Md. Arid Hasan, Maram Hasanain, Fatema Ahmad, Sahinur Rahman Laskar, Sunaya Upadhyay, Vrunda N Sukhadia, Mucahid Kutlu, Shammur Absar Chowdhury, Firoj Alam

Natural Question Answering (QA) datasets play a crucial role in developing and evaluating the capabilities of large language models (LLMs), ensuring their effective usage in real-world applications. Despite the numerous QA datasets that have been developed, there is a notable lack of region-specific datasets generated by native users in their own languages. This gap hinders the effective benchmarking of LLMs for regional and cultural specificities. In this study, we propose a scalable framework, NativQA, to seamlessly construct culturally and regionally aligned QA datasets in native languages, for LLM evaluation and tuning.

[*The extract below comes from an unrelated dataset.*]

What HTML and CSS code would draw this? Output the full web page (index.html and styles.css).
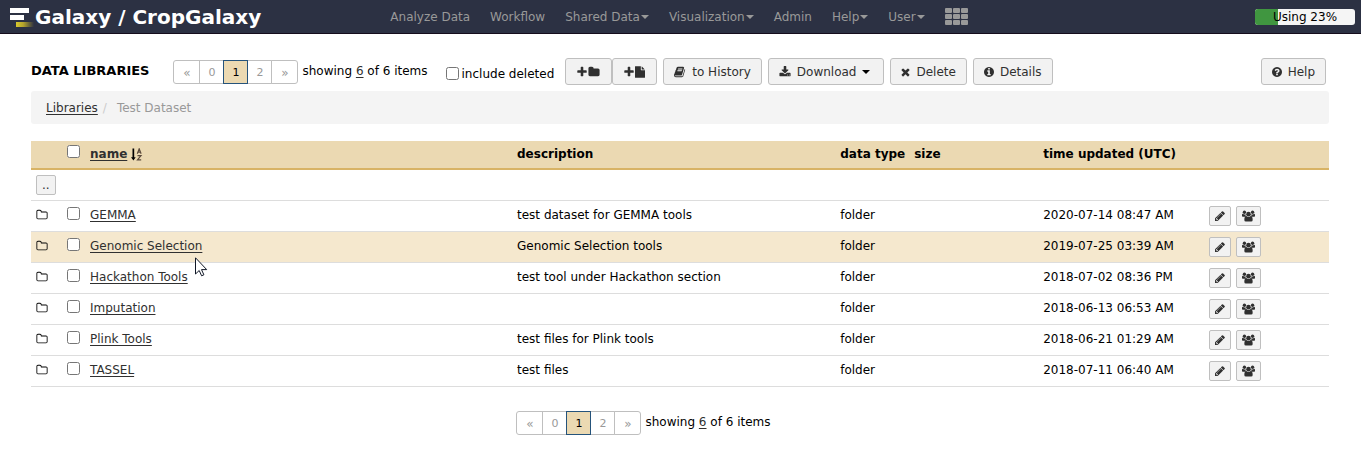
FILE: index.html
```html
<!DOCTYPE html>
<html lang="en">
<head>
<meta charset="utf-8">
<title>Galaxy / CropGalaxy</title>
<link rel="stylesheet" href="styles.css">
</head>
<body>
<svg class="sprite" aria-hidden="true">
  <symbol id="plus" viewBox="192 0 1408 1792"><path d="M1600 736v192q0 40-28 68t-68 28h-416v416q0 40-28 68t-68 28h-192q-40 0-68-28t-28-68v-416h-416q-40 0-68-28t-28-68v-192q0-40 28-68t68-28h416v-416q0-40 28-68t68-28h192q40 0 68 28t28 68v416h416q40 0 68 28t28 68z"/></symbol>
  <symbol id="folder" viewBox="0 0 1792 1792"><path d="M1728 608v704q0 92-66 158t-158 66h-1216q-92 0-158-66t-66-158v-960q0-92 66-158t158-66h320q92 0 158 66t66 158v32h672q92 0 158 66t66 158z"/></symbol>
  <symbol id="folder-o" viewBox="0 0 1792 1792"><path d="M1600 1312v-704q0-40-28-68t-68-28h-704q-40 0-68-28t-28-68v-64q0-40-28-68t-68-28h-320q-40 0-68 28t-28 68v960q0 40 28 68t68 28h1216q40 0 68-28t28-68zm128-704v704q0 92-66 158t-158 66h-1216q-92 0-158-66t-66-158v-960q0-92 66-158t158-66h320q92 0 158 66t66 158v32h672q92 0 158 66t66 158z"/></symbol>
  <symbol id="file" viewBox="128 0 1536 1792"><path d="M1152 512v-472q22 14 36 28l408 408q14 14 28 36h-472zm-128 32q0 40 28 68t68 28h544v1056q0 40-28 68t-68 28h-1344q-40 0-68-28t-28-68v-1600q0-40 28-68t68-28h800v544z"/></symbol>
  <symbol id="book" viewBox="0 0 1792 1792"><path d="M1639 478q40 57 18 129l-275 906q-19 64-76.5 107.5t-122.5 43.5h-923q-77 0-148.5-53.5t-99.5-131.5q-24-67-2-127 0-4 3-27t4-37q1-8-3-21.5t-3-19.5q2-11 8-21t16.5-23.5 16.5-23.5q23-38 45-91.5t30-91.5q3-10 .5-30t-.5-28q3-11 17-28t17-23q21-36 42-92t25-90q1-9-2.5-32t.5-28q4-13 22-30.5t22-22.5q19-26 42.5-84.5t27.5-96.5q1-8-3-25.5t-2-26.5q2-8 9-18t18-23 17-21q8-12 16.5-30.5t15-35 16-36 19.5-32 26.5-23.5 36-11.5 47.5 5.5l-1 3q38-9 51-9h761q74 0 114 56t18 130l-274 906q-36 119-71.5 153.5t-128.5 34.5h-869q-27 0-38 15-11 16-1 43 24 70 144 70h923q29 0 56-15.5t35-41.5l300-987q7-22 5-57 38 15 59 43zm-1064 2q-4 13 2 22.5t20 9.5h608q13 0 25.5-9.5t16.5-22.5l21-64q4-13-2-22.5t-20-9.5h-608q-13 0-25.5 9.5t-16.5 22.5zm-83 256q-4 13 2 22.5t20 9.5h608q13 0 25.5-9.5t16.5-22.5l21-64q4-13-2-22.5t-20-9.5h-608q-13 0-25.5 9.5t-16.5 22.5z"/></symbol>
  <symbol id="download" viewBox="0 0 1792 1792"><path d="M1344 1344q0-26-19-45t-45-19-45 19-19 45 19 45 45 19 45-19 19-45zm256 0q0-26-19-45t-45-19-45 19-19 45 19 45 45 19 45-19 19-45zm128-224v320q0 40-28 68t-68 28h-1472q-40 0-68-28t-28-68v-320q0-40 28-68t68-28h465l135 136q58 56 136 56t136-56l136-136h464q40 0 68 28t28 68zm-325-569q17 41-14 70l-448 448q-18 19-45 19t-45-19l-448-448q-31-29-14-70 17-39 59-39h256v-448q0-26 19-45t45-19h256q26 0 45 19t19 45v448h256q42 0 59 39z"/></symbol>
  <symbol id="times" viewBox="224 0 1344 1792"><path d="M1490 1322q0 40-28 68l-136 136q-28 28-68 28t-68-28l-294-294-294 294q-28 28-68 28t-68-28l-136-136q-28-28-28-68t28-68l294-294-294-294q-28-28-28-68t28-68l136-136q28-28 68-28t68 28l294 294 294-294q28-28 68-28t68 28l136 136q28 28 28 68t-28 68l-294 294 294 294q28 28 28 68z"/></symbol>
  <symbol id="info" viewBox="128 0 1536 1792"><path d="M1152 1376v-160q0-14-9-23t-23-9h-96v-512q0-14-9-23t-23-9h-320q-14 0-23 9t-9 23v160q0 14 9 23t23 9h96v320h-96q-14 0-23 9t-9 23v160q0 14 9 23t23 9h448q14 0 23-9t9-23zm-128-896v-160q0-14-9-23t-23-9h-192q-14 0-23 9t-9 23v160q0 14 9 23t23 9h192q14 0 23-9t9-23zm640 416q0 209-103 385.500t-279.500 279.500-385.500 103-385.500-103-279.500-279.500-103-385.500 103-385.500 279.500-279.500 385.500-103 385.500 103 279.500 279.500 103 385.500z"/></symbol>
  <symbol id="question" viewBox="128 0 1536 1792"><path d="M1024 1376v-192q0-14-9-23t-23-9h-192q-14 0-23 9t-9 23v192q0 14 9 23t23 9h192q14 0 23-9t9-23zm256-672q0-88-55.500-163t-138.500-116-170-41q-243 0-371 213-15 24 8 42l132 100q7 6 19 6 16 0 25-12 53-68 86-92 34-24 86-24 48 0 85.500 26t37.500 59q0 38-20 61t-68 45q-63 28-115.500 86.500t-52.500 125.500v36q0 14 9 23t23 9h192q14 0 23-9t9-23q0-19 21.500-49.500t54.500-49.500q32-18 49-28.500t46-35 44.500-48 28-60.500 12.500-81zm384 192q0 209-103 385.500t-279.500 279.500-385.500 103-385.500-103-279.500-279.500-103-385.500 103-385.500 279.500-279.500 385.500-103 385.500 103 279.500 279.500 103 385.500z"/></symbol>
  <symbol id="pencil" viewBox="128 0 1536 1792"><path d="M491 1536l91-91-235-235-91 91v107h128v128h107zm523-928q0-22-22-22-10 0-17 7l-542 542q-7 7-7 17 0 22 22 22 10 0 17-7l542-542q7-7 7-17zm-54-192l416 416-832 832h-416v-416zm683 96q0 53-37 90l-166 166-416-416 166-165q36-38 90-38 53 0 91 38l235 234q37 39 37 91z"/></symbol>
  <symbol id="group" viewBox="0 0 14 12"><circle cx="2.600" cy="2" r="1.800"/><circle cx="11.400" cy="2" r="1.800"/><path d="M0 6.200V5q0-1.300.8-1.300.9.700 2 .7l1.100-.2q-.3 1.400.4 2.500H1Q0 6.700 0 6.200zM14 6.200V5q0-1.300-.8-1.300-.9.700-2 .7l-1.100-.2q.3 1.400-.4 2.500H13q1 0 1-.5z"/><circle cx="7" cy="4" r="2.500"/><path d="M2.500 10.200Q2.500 6 4.700 6 5.700 7 7 7t2.300-1q2.200 0 2.200 4.200 0 1.800-1.700 1.800H4.200q-1.700 0-1.700-1.800z"/></symbol>
  <symbol id="grid" viewBox="0 0 23 17"><rect width="7" height="5" rx="1"/><rect x="8" width="7" height="5" rx="1"/><rect x="16" width="7" height="5" rx="1"/><rect y="6" width="7" height="5" rx="1"/><rect x="8" y="6" width="7" height="5" rx="1"/><rect x="16" y="6" width="7" height="5" rx="1"/><rect y="12" width="7" height="5" rx="1"/><rect x="8" y="12" width="7" height="5" rx="1"/><rect x="16" y="12" width="7" height="5" rx="1"/></symbol>
  <symbol id="sort" viewBox="0 0 12 13"><path d="M1.500.5h1.700v8.800h1.500L2.400 12.500 0 9.300h1.500z"/><path class="stroke" d="M6.300 5.700 8.200.8l1.900 4.900M7 4.200h2.500M6.500 7.600H10L6.500 11.900H10.200"/></symbol>
</svg>

<header class="masthead">
  <a class="brand" href="#">
    <svg class="logo" viewBox="0 0 26 20" aria-hidden="true">
      <defs><linearGradient id="tail"><stop offset="0" stop-color="#d9c92e"/><stop offset=".4" stop-color="#b5a42c"/><stop offset="1" stop-color="#2c3143"/></linearGradient></defs>
      <path fill="#fff" d="M1 0h19v5H1zM1 7h14v5H1z"/><path fill="url(#tail)" d="M7 14h18v5H7z"/>
    </svg><span>Galaxy / CropGalaxy</span>
  </a>
  <nav class="menu">
    <a href="#">Analyze Data</a>
    <a href="#">Workflow</a>
    <a href="#">Shared Data<i class="caret"></i></a>
    <a href="#">Visualization<i class="caret"></i></a>
    <a href="#">Admin</a>
    <a href="#">Help<i class="caret"></i></a>
    <a href="#">User<i class="caret"></i></a>
    <a href="#" aria-label="Apps"><svg class="apps"><use href="#grid"/></svg></a>
  </nav>
  <div class="quota"><div class="quota-fill" style="width:23%"></div><span class="quota-text">Using 23%</span></div>
</header>

<main class="page">
  <div class="toolbar">
    <h1>DATA LIBRARIES</h1>
    <div class="pager">
      <div class="pages"><a href="#">«</a><a href="#">0</a><a href="#" class="current">1</a><a href="#">2</a><a href="#">»</a></div>
      <span class="count">showing <a href="#">6</a> of 6 items</span>
    </div>
    <label class="deleted"><input type="checkbox">include deleted</label>
    <div class="buttons">
      <div class="joined">
        <button class="btn" aria-label="Create folder"><svg class="icon mid"><use href="#plus"/></svg><svg class="icon"><use href="#folder"/></svg></button><button class="btn" aria-label="Add file"><svg class="icon mid"><use href="#plus"/></svg><svg class="icon mid"><use href="#file"/></svg></button>
      </div>
      <button class="btn"><svg class="icon"><use href="#book"/></svg><span>to History</span></button>
      <button class="btn"><svg class="icon"><use href="#download"/></svg><span>Download</span><i class="caret"></i></button>
      <button class="btn"><svg class="icon narrow"><use href="#times"/></svg><span>Delete</span></button>
      <button class="btn"><svg class="icon mid"><use href="#info"/></svg><span>Details</span></button>
    </div>
    <button class="btn help"><svg class="icon mid"><use href="#question"/></svg><span>Help</span></button>
  </div>

  <nav class="breadcrumb"><a href="#">Libraries</a><span class="slash">/</span><span>Test Dataset</span></nav>

  <table class="grid">
    <colgroup><col class="c-icon"><col class="c-check"><col class="c-name"><col class="c-desc"><col class="c-type"><col class="c-size"><col class="c-time"><col></colgroup>
    <thead>
      <tr><th></th><th><input type="checkbox" aria-label="Select all"></th><th><a href="#">name</a> <svg class="sort"><use href="#sort"/></svg></th><th>description</th><th>data type</th><th>size</th><th>time updated (UTC)</th><th></th></tr>
    </thead>
    <tbody>
      <tr><td colspan="8" class="tools"><button class="mini up">..</button></td></tr>
      <tr><td><svg class="icon"><use href="#folder-o"/></svg></td><td><input type="checkbox" aria-label="Select GEMMA"></td><td><a href="#">GEMMA</a></td><td>test dataset for GEMMA tools</td><td>folder</td><td></td><td>2020-07-14 08:47 AM</td><td class="tools"><div class="actions"><button class="mini" aria-label="Edit"><svg class="icon mid"><use href="#pencil"/></svg></button><button class="mini" aria-label="Permissions"><svg class="people"><use href="#group"/></svg></button></div></td></tr>
      <tr class="hover"><td><svg class="icon"><use href="#folder-o"/></svg></td><td><input type="checkbox" aria-label="Select Genomic Selection"></td><td><a href="#">Genomic Selection</a></td><td>Genomic Selection tools</td><td>folder</td><td></td><td>2019-07-25 03:39 AM</td><td class="tools"><div class="actions"><button class="mini" aria-label="Edit"><svg class="icon mid"><use href="#pencil"/></svg></button><button class="mini" aria-label="Permissions"><svg class="people"><use href="#group"/></svg></button></div></td></tr>
      <tr><td><svg class="icon"><use href="#folder-o"/></svg></td><td><input type="checkbox" aria-label="Select Hackathon Tools"></td><td><a href="#">Hackathon Tools</a></td><td>test tool under Hackathon section</td><td>folder</td><td></td><td>2018-07-02 08:36 PM</td><td class="tools"><div class="actions"><button class="mini" aria-label="Edit"><svg class="icon mid"><use href="#pencil"/></svg></button><button class="mini" aria-label="Permissions"><svg class="people"><use href="#group"/></svg></button></div></td></tr>
      <tr><td><svg class="icon"><use href="#folder-o"/></svg></td><td><input type="checkbox" aria-label="Select Imputation"></td><td><a href="#">Imputation</a></td><td></td><td>folder</td><td></td><td>2018-06-13 06:53 AM</td><td class="tools"><div class="actions"><button class="mini" aria-label="Edit"><svg class="icon mid"><use href="#pencil"/></svg></button><button class="mini" aria-label="Permissions"><svg class="people"><use href="#group"/></svg></button></div></td></tr>
      <tr><td><svg class="icon"><use href="#folder-o"/></svg></td><td><input type="checkbox" aria-label="Select Plink Tools"></td><td><a href="#">Plink Tools</a></td><td>test files for Plink tools</td><td>folder</td><td></td><td>2018-06-21 01:29 AM</td><td class="tools"><div class="actions"><button class="mini" aria-label="Edit"><svg class="icon mid"><use href="#pencil"/></svg></button><button class="mini" aria-label="Permissions"><svg class="people"><use href="#group"/></svg></button></div></td></tr>
      <tr><td><svg class="icon"><use href="#folder-o"/></svg></td><td><input type="checkbox" aria-label="Select TASSEL"></td><td><a href="#">TASSEL</a></td><td>test files</td><td>folder</td><td></td><td>2018-07-11 06:40 AM</td><td class="tools"><div class="actions"><button class="mini" aria-label="Edit"><svg class="icon mid"><use href="#pencil"/></svg></button><button class="mini" aria-label="Permissions"><svg class="people"><use href="#group"/></svg></button></div></td></tr>
    </tbody>
  </table>

  <div class="pager bottom">
    <div class="pages"><a href="#">«</a><a href="#">0</a><a href="#" class="current">1</a><a href="#">2</a><a href="#">»</a></div>
    <span class="count">showing <a href="#">6</a> of 6 items</span>
  </div>
</main>
<svg class="pointer" viewBox="0 0 13 20" aria-hidden="true"><path d="M.5.800v16.200l3.700-3.500 2.400 5.300 2.300-1-2.400-5.200h5.200z"/></svg>
</body>
</html>
```
FILE: styles.css
```css
* { box-sizing: border-box; }
body {
  margin: 0;
  background: #fff;
  color: #000;
  font: 12px/18px Verdana, "DejaVu Sans", sans-serif;
}
a { color: #303030; text-underline-offset: 2px; }
button { font: inherit; color: #303030; cursor: pointer; }
input[type="checkbox"] { width: 13px; height: 13px; margin: 0; flex: none; }
svg { fill: currentColor; flex: none; }
.sprite { position: absolute; width: 0; height: 0; }
.stroke { fill: none; stroke: #5b4a3c; stroke-width: 1.2; }
.icon { width: 12px; height: 12px; display: block; }
.mid { width: 10px; }
.narrow { width: 9px; }
.caret {
  display: inline-block;
  border: 4px solid transparent;
  border-top-color: currentColor;
  border-bottom: 0;
  vertical-align: middle;
}

.masthead {
  display: grid;
  grid-template-columns: 1fr auto 1fr;
  align-items: center;
  height: 34px;
  padding: 0 6px 0 9px;
  background: #2c3143;
  border-bottom: 1px solid #150d1c;
}
.brand {
  display: flex;
  align-items: center;
  color: #fff;
  font-size: 20px;
  font-weight: bold;
  line-height: 32px;
  text-decoration: none;
  white-space: nowrap;
}
.logo { width: 26px; height: 20px; margin-top: 3px; }
.menu { display: flex; align-items: center; margin-right: 6px; }
.menu a {
  padding: 0 10px;
  color: #999;
  text-decoration: none;
  white-space: nowrap;
}
.menu .caret { margin-left: 1px; }
.apps { display: block; width: 23px; height: 17px; }
.quota {
  position: relative;
  justify-self: end;
  width: 100px;
  height: 16px;
  overflow: hidden;
  border-radius: 3px;
  background: #f5f5f5;
}
.quota-fill { height: 100%; background: #409640; }
.quota-text {
  position: absolute;
  inset: 0;
  line-height: 17px;
  text-align: center;
}

.page { padding: 24px 32px 0 31px; }
.toolbar { display: flex; align-items: center; height: 27px; white-space: nowrap; }
h1 { margin: 0 24px 0 0; padding-bottom: 2px; font-size: 13px; line-height: 18px; }
.pager { display: flex; align-items: center; gap: 4px; }
.pages { display: flex; }
.pages a {
  min-width: 25px;
  padding: 3px 8px 1px;
  border: 1px solid #bfbfbf;
  margin-left: -1px;
  background: #fff;
  color: #999;
  font-size: 11px;
  text-align: center;
  text-decoration: none;
}
.pages a:first-child, .pages a:last-child { min-width: 27px; font-size: 12px; }
.pages a:first-child { margin-left: 0; border-radius: 3px 0 0 3px; }
.pages a:last-child { border-radius: 0 3px 3px 0; }
.pages .current { position: relative; border-color: #25537b; background: #ebd9b2; color: #000; }
.count { padding-bottom: 2px; }
.deleted { display: flex; align-items: center; gap: 3px; margin-left: 18px; padding-top: 4px; }
.buttons { display: flex; gap: 6px; margin-left: 11px; }
.joined { display: flex; }
.btn {
  display: flex;
  align-items: center;
  gap: 6px;
  height: 27px;
  padding: 0 10px;
  border: 1px solid #bfbfbf;
  border-radius: 3px;
  background: #f2f2f2;
}
.joined .btn { gap: 1px; padding: 0 11px; }
.btn .caret { margin-right: 3px; color: #000; }
.help { margin-left: auto; margin-right: 3px; }

.breadcrumb {
  display: flex;
  margin-top: 6px;
  padding: 8px 15px 7px;
  border-radius: 3px;
  background: #f4f4f4;
  color: #999;
}
.slash { padding: 0 10px 0 5px; color: #ccc; }

.grid {
  width: 100%;
  margin-top: 17px;
  border-collapse: separate;
  border-spacing: 0;
  table-layout: fixed;
}
.c-icon { width: 31px; }
.c-check { width: 23px; }
.c-name { width: 32.9%; }
.c-desc { width: 24.9%; }
.c-type { width: 74px; }
.c-size { width: 129px; }
.c-time { width: 166px; }
.grid th, .grid td { padding: 0 5px 2px; text-align: left; white-space: nowrap; }
.grid .tools { padding-bottom: 0; }
.grid th {
  height: 29px;
  border-bottom: 2px solid #d8b365;
  background: #ebd9b2;
}
.grid td { height: 31px; border-bottom: 1px solid #ddd; }
.grid td input, .grid th input { display: block; margin-bottom: 4px; }
.grid .hover td { background: #f5e8ce; }
.sort { width: 12px; height: 13px; vertical-align: middle; }
.actions { display: flex; gap: 5px; }
.mini {
  display: flex;
  align-items: center;
  justify-content: center;
  height: 20px;
  padding: 0 5px;
  border: 1px solid #bfbfbf;
  border-radius: 2px;
  background: #f2f2f2;
}
.people { width: 13px; height: 12px; display: block; }
.bottom { justify-content: center; margin-top: 24px; padding-right: 73px; }

.pointer {
  position: absolute;
  left: 195px;
  top: 257px;
  width: 13px;
  height: 20px;
  fill: #fff;
  stroke: #111827;
}
```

Moreover, to demonstrate the efficacy of the proposed framework, we designed a multilingual natural QA dataset, MultiNativQA, consisting of ~72K QA pairs in seven languages, ranging from high to extremely low resource, based on queries from native speakers covering 18 topics. We benchmark the MultiNativQA dataset with open- and closed-source LLMs. We made both the framework NativQA and MultiNativQA dataset publicly available for the community. (https://nativqa.gitlab.io)

7/16/2024